Now, since the match variable is a local variable in our parse function, everything should be garbage collectible after the function ends, right?

Yes. But No.

About RegExp.lastMatch

As it turns out, when an instance of the RegExp object finds a match, then the corresponding match info object containing all the matching substrings is stored in the lastMatch property of the global built-in RegExp-object. So, even if our parse-method is out of scope, the last match made by some regular expression inside it is still dangling around, attached to the global RegExp object in its lastMatch property.

Substrings in V8

Now, if the the lastMatch-object is still around, then the substrings representing the matches are also still around. As it turns out, V8 implements these substrings as "slice" objects. From within the JavaScript environment, they act and behave like String objects, but internally, the V8 javascript engine implements them as objects that have a parent property to keep a reference to the original String object from which they are a substring, along with some indexes to indicate what part of the original string makes up the substring.

Now, if you think about it, this way of implementing substrings is actually pretty clever, since it allows V8 to do many string manipulations very efficiently, minimizing overhead and memory consumption due to copying parts of strings to and through. In my case, it just becomes an atrocious memory hog because of the RegExp object, that has decided to maintain a reference to the last match object (for whatever reason).

Other people have ran into issues due to V8's substring design as well, and a bug was filed here:

https://bugs.chromium.org/p/v8/issues/detail?id=2869

Solutions

My oldest son, David of 14 years old, came up with a pretty creative solution: what if we'd write our own substring implementation, overriding the native one? If this makes you cringe, just think of 30 MB memory leaks and crashing browsers: it puts things in perspective. If this still sounds crazy to you, you should realize that when he came up with this idea, we had been looking together at this issue for two hours already. And even though we felt we knew the substring issue was related, we still had no way to prove that this was actually the case. His idea was feasible and might possibly confirm our suscpicions, so we went ahead and did it, and attached our own implementations of substring and substr to the __proto__ object of our XML string to override only these methods of that string instance.

As was to be expected, our own substring implementations were way slower than the native ones, and the parse took about 25 times longer than before. However, it *did* solve the memory leak. This was a strong indication that we were on the right track.

Then, David suggested another solution: why don't we simply clear out the lastMatch property of the global built-in RegExp object? We tried to do this directly, simply by assignment:
RegExp.lastMatch = null;
Unfortunately, this does not work. Although it does not throw a runtime exception, the RegExp object is protected against this kind of assignment, and the property never gets overwritten.

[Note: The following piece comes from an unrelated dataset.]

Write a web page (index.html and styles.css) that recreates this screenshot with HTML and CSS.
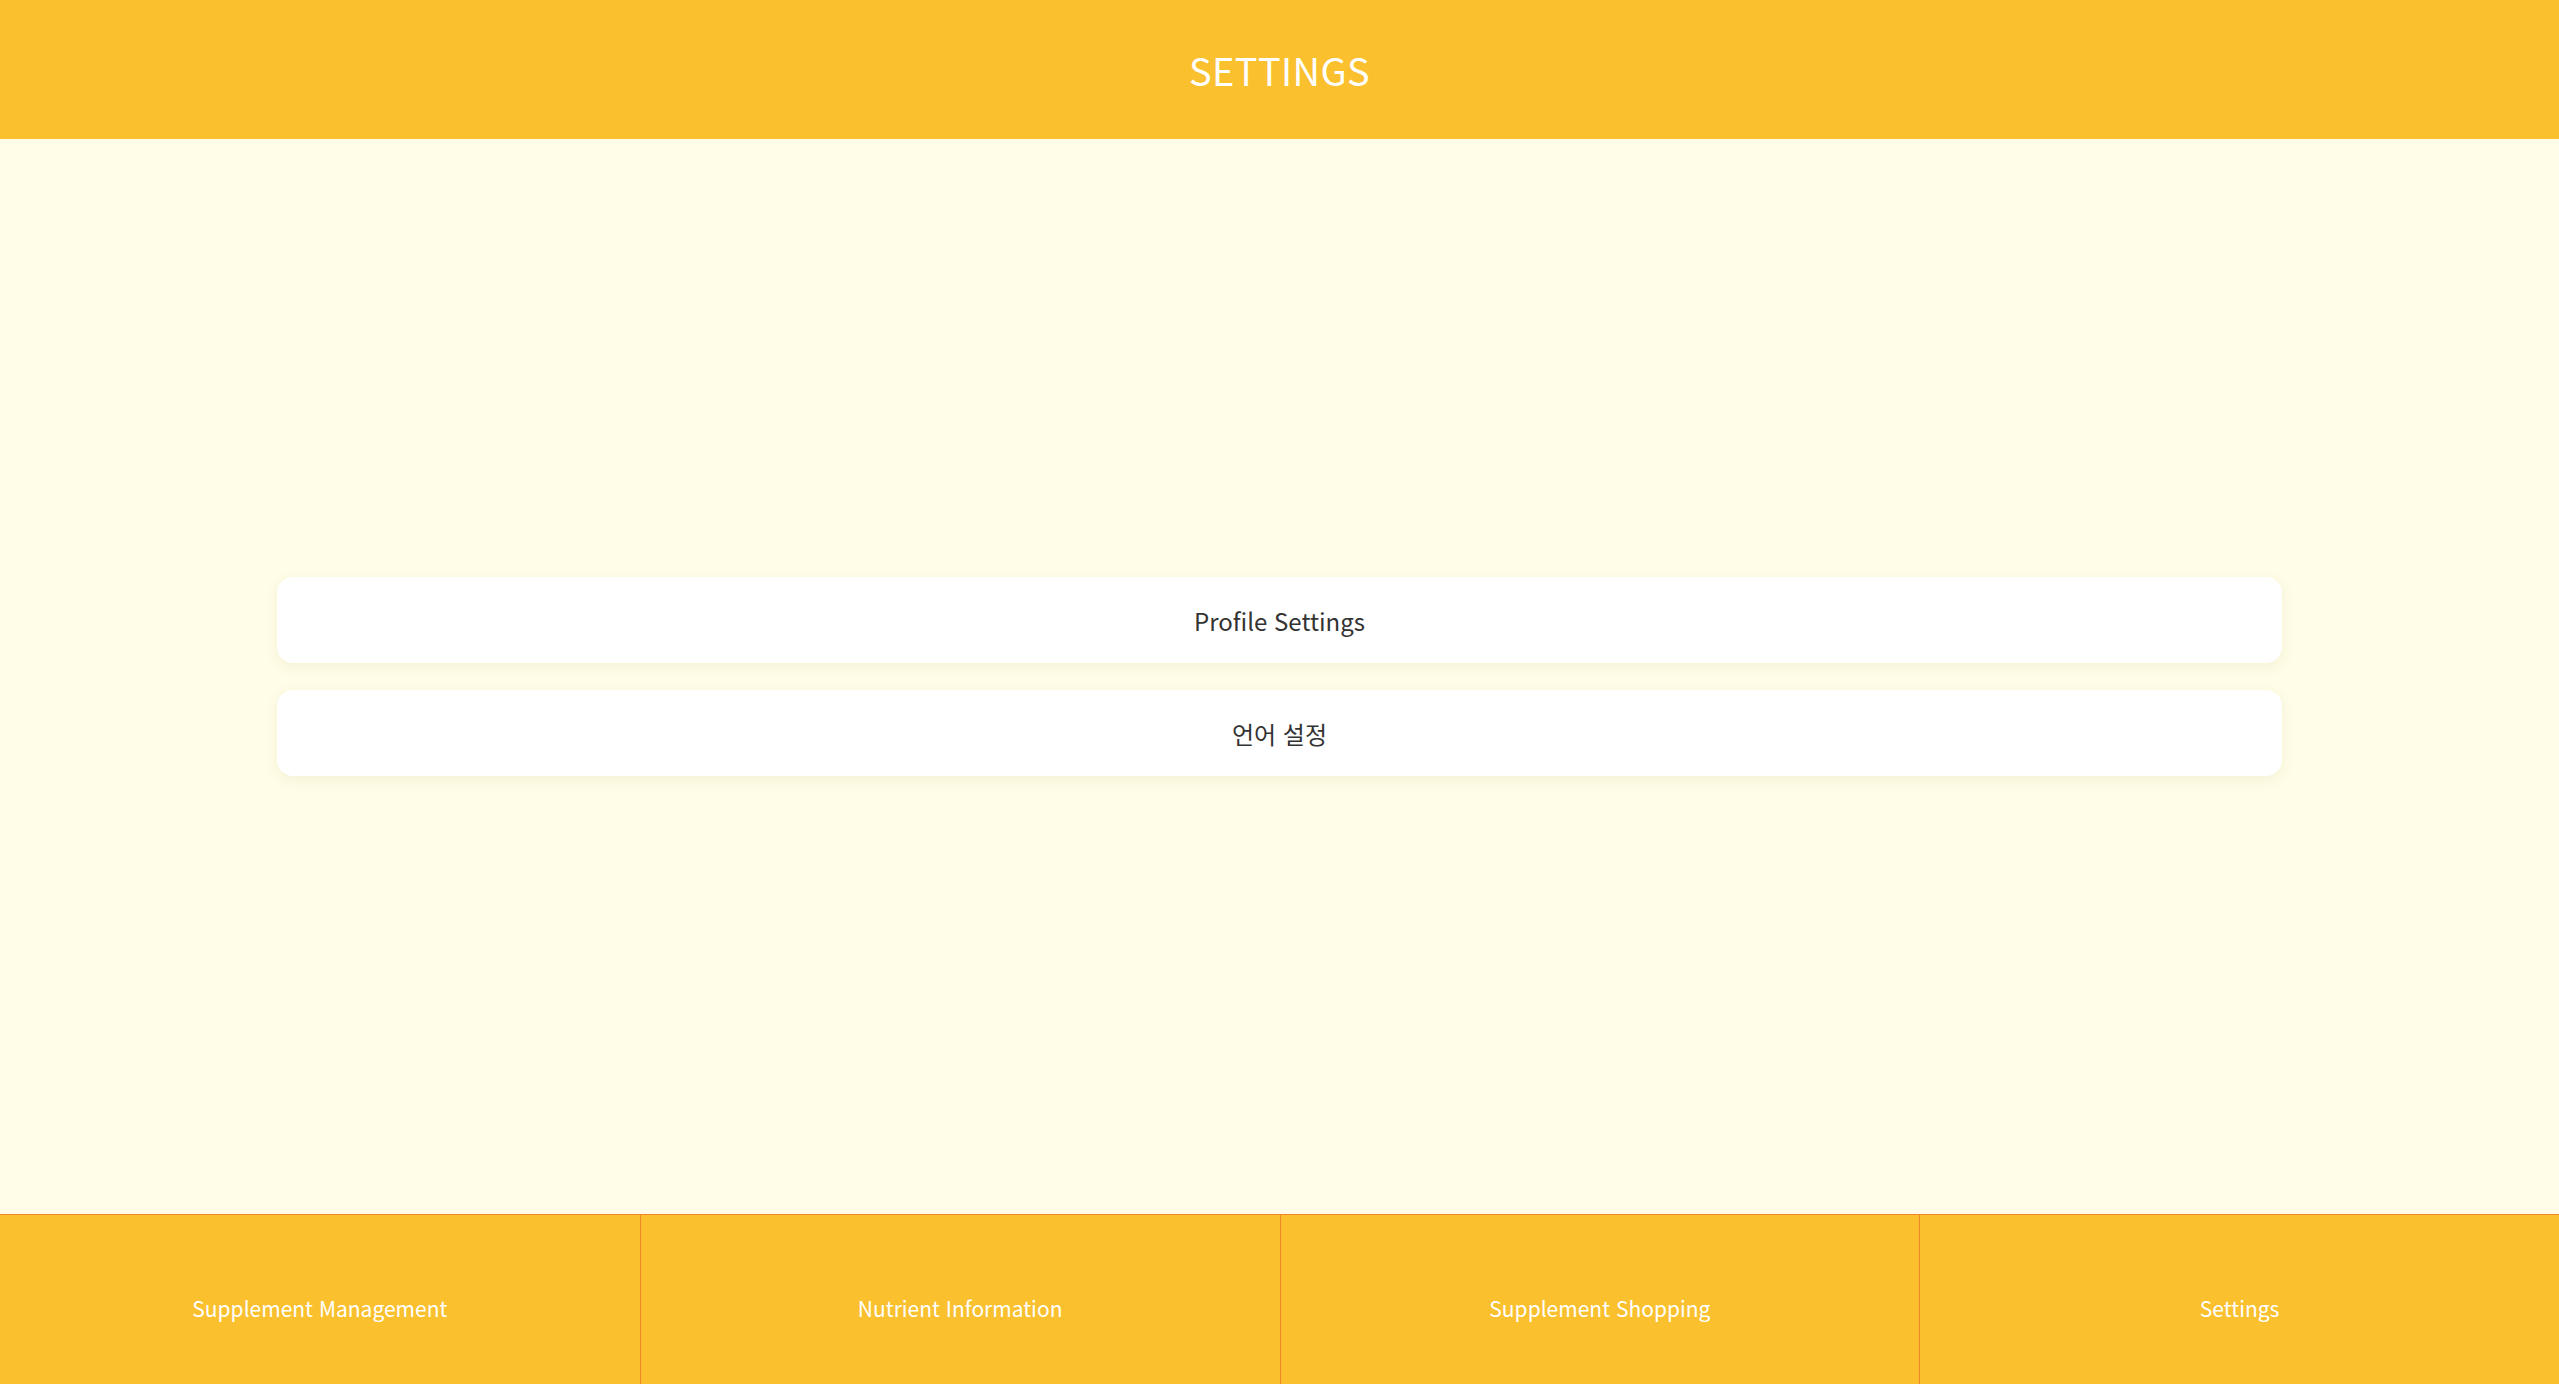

However, it is still possible to achieve what we want, simply by instantiating a new RegExp object, and then forcing a match against a known, short string. We can then wrap that in a utility function, so we can always call it after doing some serious regular expression matching on large strings:
function freeRegExp(){
  /\s*/g.exec("");
}
Here's the heap snapshot after applying this fix:

Summary

  • Globals are bad.
  • Side-effects are bad, in particular if the modifications are global.
  • V8's substring implementation may lead to unexpected memory leaks.
  • Chrome heap snapshots are a powerful tool to troubleshoot them.
  • After applying regular expressions to huge strings, always force a match against a small string to prevent memory leaks.
  • David Rocks! He truly impressed me with his troubleshooting skills and his knack for pragmatic, feasible solutions.

6 comments:

Thad Guidry said...

Could your customer just use OpenRefine ?

Great Job ... DAVID !

Reiner said...

Awesome...
Learned a lot!

Anonymous said...

Thax alot.. Easy to understand but. If these are enough to cover this unit?
AndHRM notes pls...

Roland Bouman said...

Thad, thanks for suggesting OpenRefine. Our customers are C-level end users - Refine looks more like an analyst/developer tool.

Cheers!

Roland Bouman said...

@Reiner, cheers! Thanks and glad this was helpful for you!

Roland Bouman said...

@Anonymous,

"If these are enough to cover this unit? AndHRM notes pls..."

sorry, you lost me. What do you mean exactly?